What is an Arraignment?

By Edward Tan, JD on May 10, 2012 | Last updated on March 21, 2019

What is an arraignment? It's a crucial step in any criminal case. Life can present all kinds of surprises. And even the most upstanding citizens can falter every once in a while.

An arraignment is the first courtroom proceeding defendants will encounter. Are you itching to find out what an arraignment entitles? You're in luck.

In terms of timing, an arraignment comes after a defendant is arrested and booked. It also typically follows the bail hearing, but some jurisdictions combine the two together.

The arraignment is also the first time defendants will be allowed to speak for themselves. After the court reads the formal charges, the defendant will be able to enter their plea to each offense. The caveat is that, like on television, a defendant's only options are "guilty" or "not guilty." They can also plea "no contest" if their local laws allow it.

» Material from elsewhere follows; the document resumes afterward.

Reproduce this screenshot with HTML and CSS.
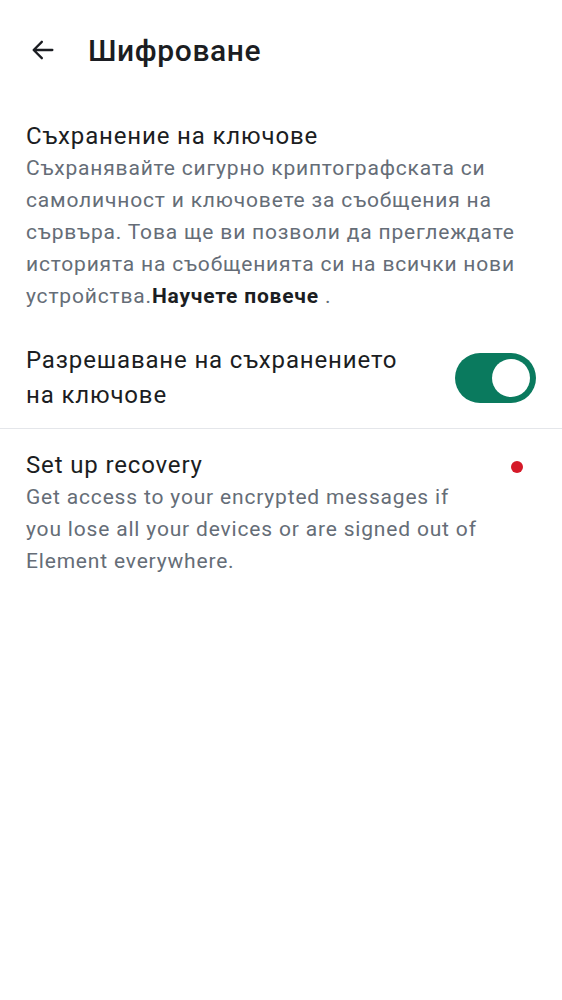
FILE: index.html
```html
<!DOCTYPE html>
<html lang="bg">
<head>
<meta charset="utf-8">
<link rel="stylesheet" href="styles.css">
</head>
<body>
<header class="topbar">
  <button class="back" aria-label="Назад">
    <svg width="28" height="28" viewBox="0 0 24 24"><path d="M20 12H5M11 5l-7 7 7 7" fill="none" stroke="#1b1d22" stroke-width="2" stroke-linecap="round" stroke-linejoin="round"/></svg>
  </button>
  <h1 class="title">Шифроване</h1>
</header>
<main>
  <section class="block">
    <div class="item-title">Съхранение на ключове</div>
    <p class="desc">Съхранявайте сигурно криптографската си самоличност и ключовете за съобщения на сървъра. Това ще ви позволи да преглеждате историята на съобщенията си на всички нови устройства.<b class="link">Научете повече</b> .</p>
  </section>
  <div class="row toggle-row">
    <div class="row-label">Разрешаване на съхранението на ключове</div>
    <div class="switch"><div class="thumb"></div></div>
  </div>
  <div class="divider"></div>
  <div class="row recovery">
    <div class="rec-text">
      <div class="item-title">Set up recovery</div>
      <p class="desc">Get access to your encrypted messages if you lose all your devices or are signed out of Element everywhere.</p>
    </div>
    <span class="dot"></span>
  </div>
</main>
</body>
</html>
```
FILE: styles.css
```css
* { box-sizing: border-box; }
body {
  margin: 0;
  background: #fff;
  font-family: Roboto, "Noto Sans", sans-serif;
  color: #1b1d22;
}
.topbar {
  display: flex;
  align-items: center;
  height: 100px;
  padding-left: 29px;
}
.back {
  border: 0;
  background: none;
  padding: 0;
  width: 28px;
  height: 28px;
  display: flex;
}
.title {
  margin: 0 0 0 31px;
  font-size: 30px;
  font-weight: 500;
  letter-spacing: 0.6px;
}
.block {
  padding: 20px 26px 0 26px;
}
.item-title {
  font-size: 24px;
  line-height: 32px;
  letter-spacing: 0.85px;
  color: #1b1d22;
}
.desc {
  margin: 0;
  font-size: 21px;
  line-height: 32px;
  letter-spacing: 0.82px;
  color: #656d77;
}
.link {
  color: #1b1d22;
  font-weight: 700;
  letter-spacing: 0.8px;
}
.row {
  display: flex;
  align-items: center;
  padding: 0 26px;
}
.toggle-row {
  margin-top: 31px;
  padding-bottom: 15px;
}
.row-label {
  flex: 1;
  font-size: 24px;
  line-height: 35px;
  letter-spacing: 0.85px;
  padding-right: 40px;
}
.switch {
  width: 81px;
  height: 50px;
  border-radius: 25px;
  background: #0a7a5e;
  display: flex;
  align-items: center;
  justify-content: flex-end;
  padding-right: 6px;
}
.thumb {
  width: 38px;
  height: 38px;
  border-radius: 50%;
  background: #fff;
}
.divider {
  height: 1px;
  background: #e4e6ea;
}
.recovery {
  align-items: flex-start;
  padding-top: 20px;
}
.rec-text {
  flex: 1;
  padding-right: 30px;
}
.dot {
  width: 12px;
  height: 12px;
  border-radius: 50%;
  background: #d51928;
  margin-top: 12px;
  margin-right: 13px;
}
```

More importantly, the arraignment is where a defendant's right to counsel attaches. The Sixth Amendment of the U.S. Constitution guarantees defendants access to a lawyer in all criminal prosecutions.

But remember, defendants have the right to counsel from arrest through to the first appeal after conviction. The reason this right is important at an arraignment is because it'll be the first time the court actually assesses a defendant's legal representation. If they don't have a lawyer, the court can appoint one. Defendants can also hire their own attorney, too.

Finally, the arraignment is also where the court will announce the dates of future proceedings. Knowing what is an arraignment can make a criminal prosecution be much less intimidating.